Jean Chouan’s widowed mother obtains the King’s pardon for her son

August 4, 2011

In Maine there existed a heavy impost on salt, called the gabelle, which was not levied in Brittany. Salt, therefore, the sugar of the poor, as the poet Beranger called it, cost only a sous per pound in the latter province, while in the former the price was thirteen sous…. [T]he poor were compelled not only to pay the higher price, but to consume a certain quantity. The minimum of consumption was fixed by the excise.

Hence arose a very active contraband trade between the two provinces. The smugglers of faux sel [false salt], as the salt which had never paid duty was called, were very numerous. Almost all the peasants on the boundary were devoted to this dangerous traffic; and among others, a family of the name of Cottereau. This family had been sabotiers [makers of wooden shoes] for generations, and lived in the recesses of the woods in huts constructed of leafy branches, where they plied their trade. Here the women brought forth their children without nurse or other assistance; and the boys grew up like wolves, and lived like their fathers before them as faux-sauniers, smugglers of salt. So savage did the whole family become by this wild existence, that the country people called them chouins, that is, in the patois of the district, chats-huants, screech-owls. From this the word chouan is a corruption….

Jean Chouan

Long before he declared war against the Blues, [Jean] was the most noted salt-smuggler in all Maine. He went by the sobriquet of the gas-menton, the lying lad, which he had acquired from his tricks on the excise officers, and his habit of saying “there is no danger,” by which he frequently led the smugglers into great scrapes. He himself not always escaped scatheless, notwithstanding his address and courage; and his family were frequently fined for his exploits.

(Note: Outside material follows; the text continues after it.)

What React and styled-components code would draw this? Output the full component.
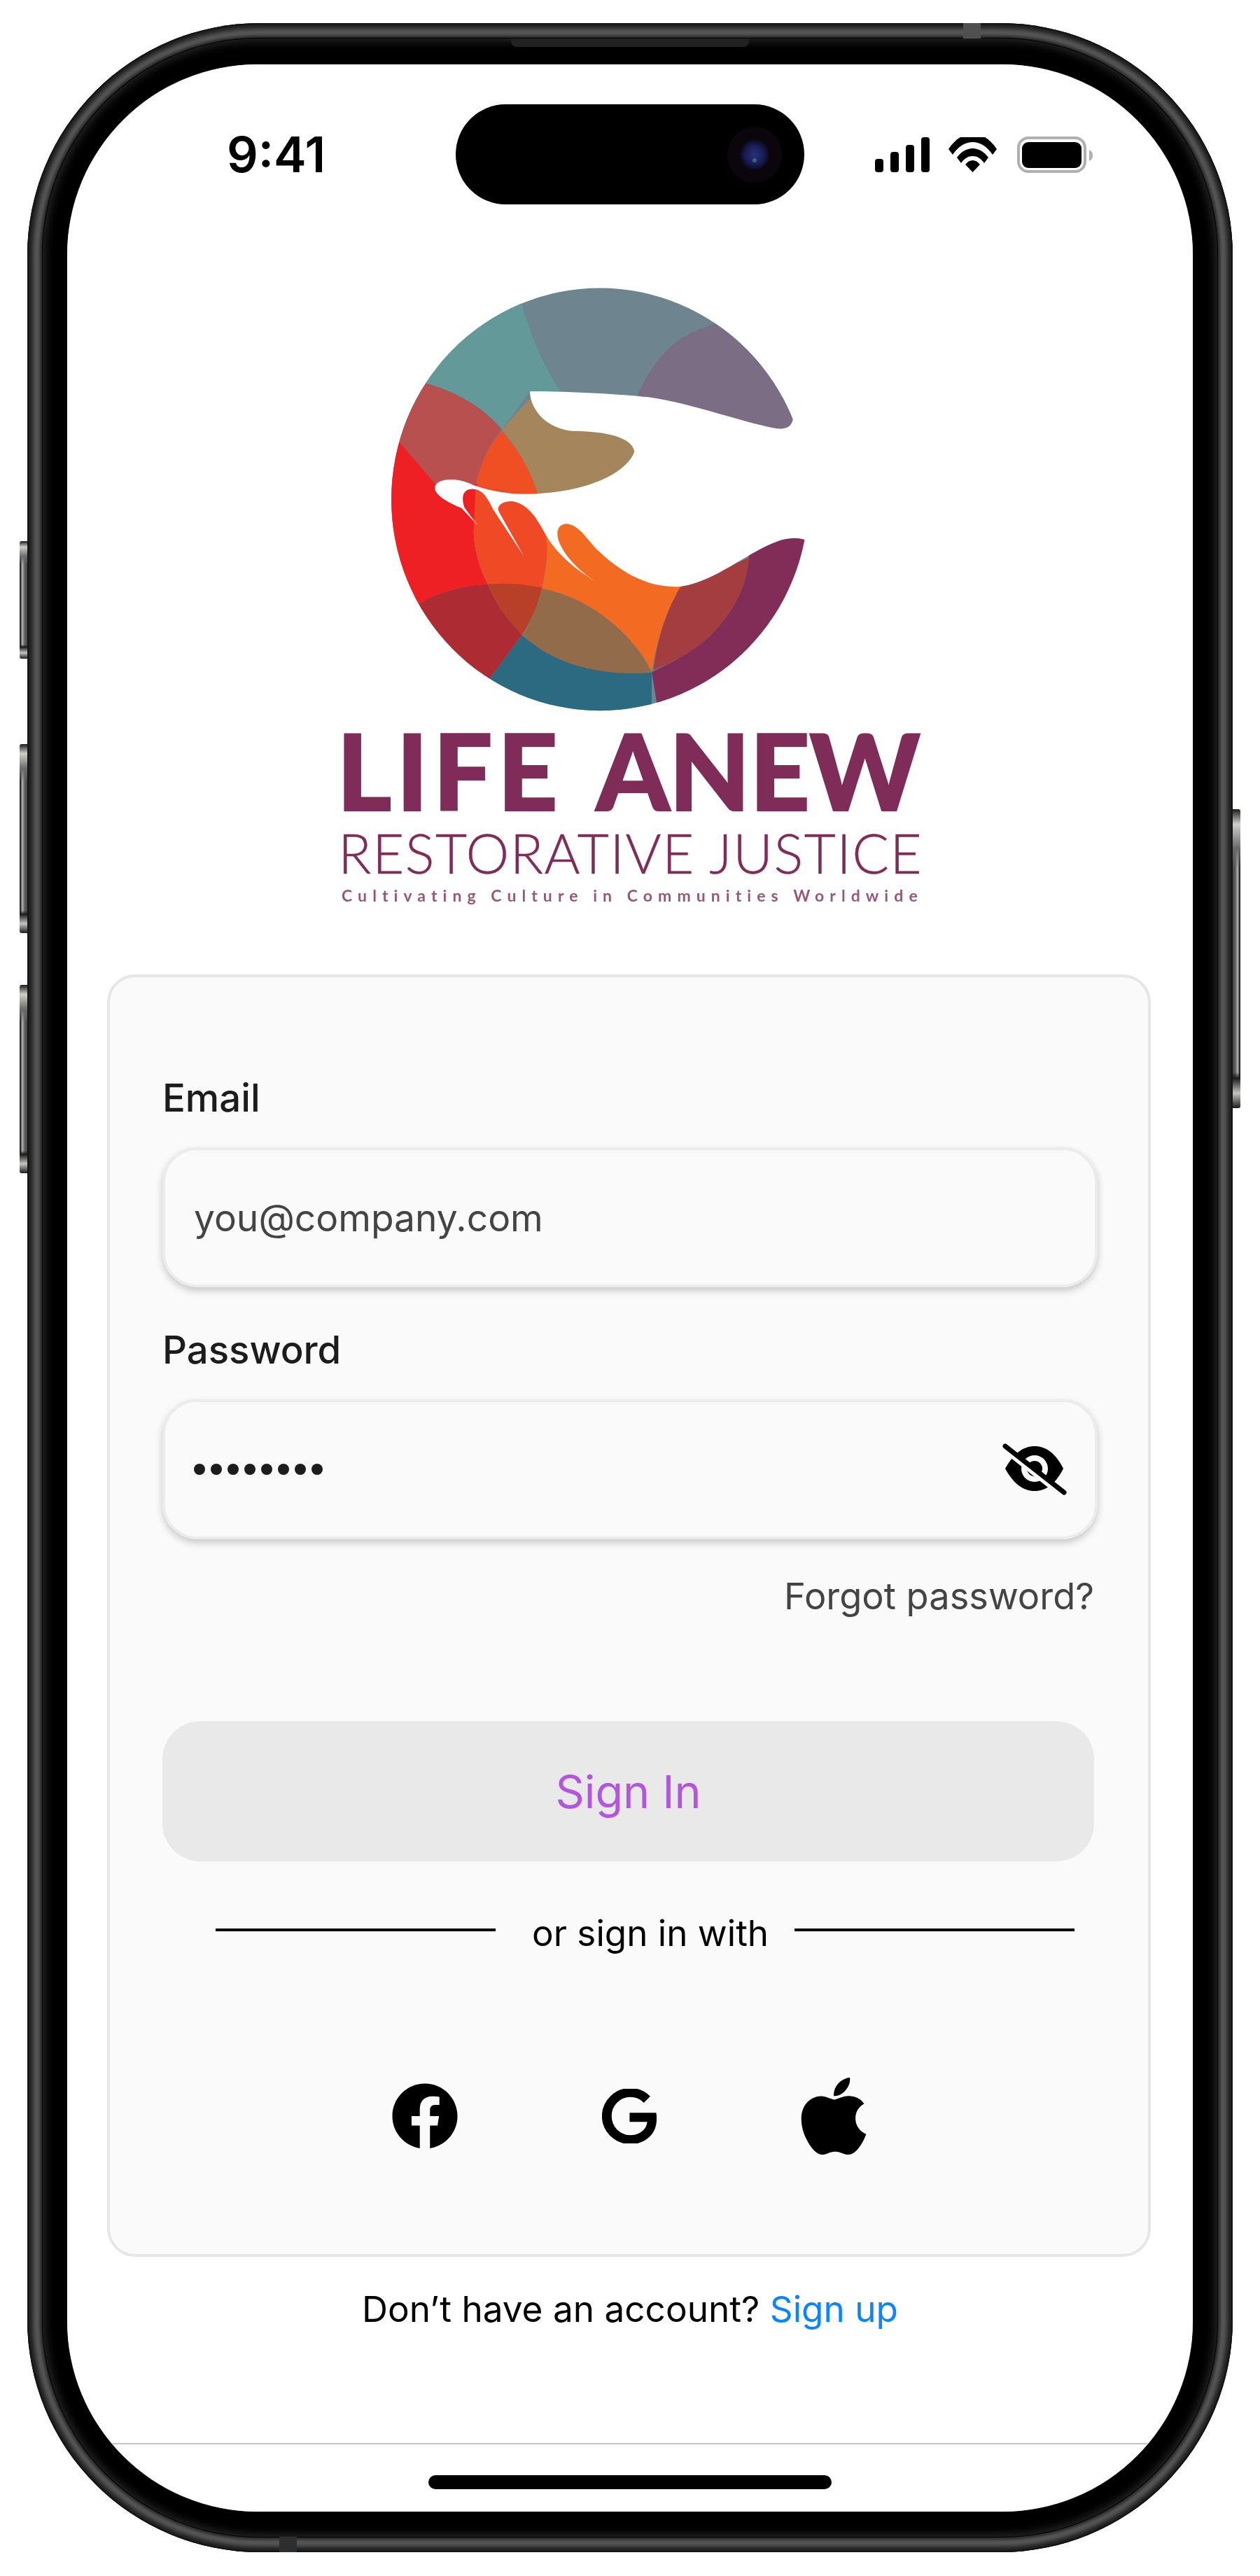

One day the bailiffs arrived to seize his furniture in lieu of the fine; but Jean and his brothers, aware of their intention, had removed all their goods and chattels to a neighbor’s house. Not a whit disconcerted, the bailiffs ordered their men to pull off the roof, to sell the slates. With the greatest goodwill in the world, Jean himself lent a helping hand; and when only the four walls were standing, invited the officers to examine whether the work had been done to their liking. They came in triumph, suspecting nothing; but scarcely were they within, when Jean fastened the door upon them, saying, that as they had unroofed other people’s houses, it was but fair they should themselves have experience of the comforts of a night in the open air; and as it was beginning to rain, he bade them good evening, and left them to their meditations.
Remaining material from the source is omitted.